Vincendo i combattimenti e portando a termine le missioni i personaggi ottengono punti esperienza che gli permettono di salire di livello (e guadagnano armi, oggetti e soldi) e imparare nuove abilità. Da questo punto di vista i ragazzi di Square Enix non sono stati particolarmente generosi, purtroppo, e le skill a cui potranno attingere gli eroi di Octopath Traveler non sono né particolarmente numerose né geniali: si tratta fondamentalmente di potenziare quanto già dispone un eroe, come le magie elementali per il mago Cyrus o i potenti attacchi fisici del cavaliere Olberic. Ma gli otto personaggi dispongono anche di un talento che consente loro di sfruttare la propria specificità di classe durante gli scontri, ad esempio, la danzatrice Primrose può evocare sul campo di battaglia un cittadino ammaliato con la propria bellezza, Olberic è invece capace di incrementare la propria difesa per resistere a colpi più duri, Alfyn può combinare varie sostanze per realizzare oggetti da sfruttare in combattimento, la cacciatrice H’aanit è in grado di catturare i nemici (animali) e schierarli poi in combattimento (un po’ in stile Pokemon). Possibilità che magari non stravolgeranno la grammatica del JRPG, ma senza dubbio aggiungono un po’ di pepe alle schermaglie.

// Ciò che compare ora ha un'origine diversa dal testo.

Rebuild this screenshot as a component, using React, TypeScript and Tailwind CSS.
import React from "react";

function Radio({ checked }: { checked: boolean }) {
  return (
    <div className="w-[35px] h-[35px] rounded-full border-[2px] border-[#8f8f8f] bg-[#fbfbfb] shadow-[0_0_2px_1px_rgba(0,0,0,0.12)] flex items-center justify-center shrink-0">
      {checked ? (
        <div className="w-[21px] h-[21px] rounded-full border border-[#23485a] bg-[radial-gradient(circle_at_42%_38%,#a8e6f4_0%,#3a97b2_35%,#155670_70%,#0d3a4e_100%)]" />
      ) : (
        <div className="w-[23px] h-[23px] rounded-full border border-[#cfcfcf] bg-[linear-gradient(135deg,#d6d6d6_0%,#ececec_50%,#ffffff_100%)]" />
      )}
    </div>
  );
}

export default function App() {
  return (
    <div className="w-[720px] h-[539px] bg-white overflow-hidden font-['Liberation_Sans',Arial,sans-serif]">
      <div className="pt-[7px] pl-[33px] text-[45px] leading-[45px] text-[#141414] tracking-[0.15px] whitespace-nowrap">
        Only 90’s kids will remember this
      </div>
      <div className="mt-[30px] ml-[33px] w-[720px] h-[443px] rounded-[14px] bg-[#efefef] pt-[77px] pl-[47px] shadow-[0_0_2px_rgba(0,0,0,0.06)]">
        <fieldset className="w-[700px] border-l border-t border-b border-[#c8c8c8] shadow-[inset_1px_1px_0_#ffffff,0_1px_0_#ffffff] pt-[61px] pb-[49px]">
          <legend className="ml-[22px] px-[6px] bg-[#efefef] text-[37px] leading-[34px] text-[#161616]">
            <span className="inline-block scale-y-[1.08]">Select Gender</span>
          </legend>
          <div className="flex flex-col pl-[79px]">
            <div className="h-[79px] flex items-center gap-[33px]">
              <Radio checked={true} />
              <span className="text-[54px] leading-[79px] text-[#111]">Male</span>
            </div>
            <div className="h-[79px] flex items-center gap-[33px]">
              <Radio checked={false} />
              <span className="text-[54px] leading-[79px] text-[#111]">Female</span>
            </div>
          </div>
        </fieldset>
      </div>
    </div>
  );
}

Chi, negli anni ’90, ha passato intere giornate sui JRPG per Super Nintendo come Chrono Trigger, Final Fantasy o Dragon Quest troverà in Octopath Traveler non solo un eccezionale ritorno al passato, ma un prodotto estremamente fresco e moderno. Questo perché Square Enix non si è limitata ad una semplice “operazione nostalgia”, ma ha confezionato un prodotto con diversi spunti interessanti, soprattutto per quanto riguarda combat system e missioni secondarie. A convincere meno è l’aspetto su cui si nutrivano le maggiori aspettative: la narrativa. Aver scelto di proporre otto linee narrative (tra l’altro con qualche incoerenza) senza punti di incontro, e orfane di una sceneggiatura principale che le contenga, porta ad uno sviluppo della trama troppo spezzettato e che fatica a coinvolgere il giocatore.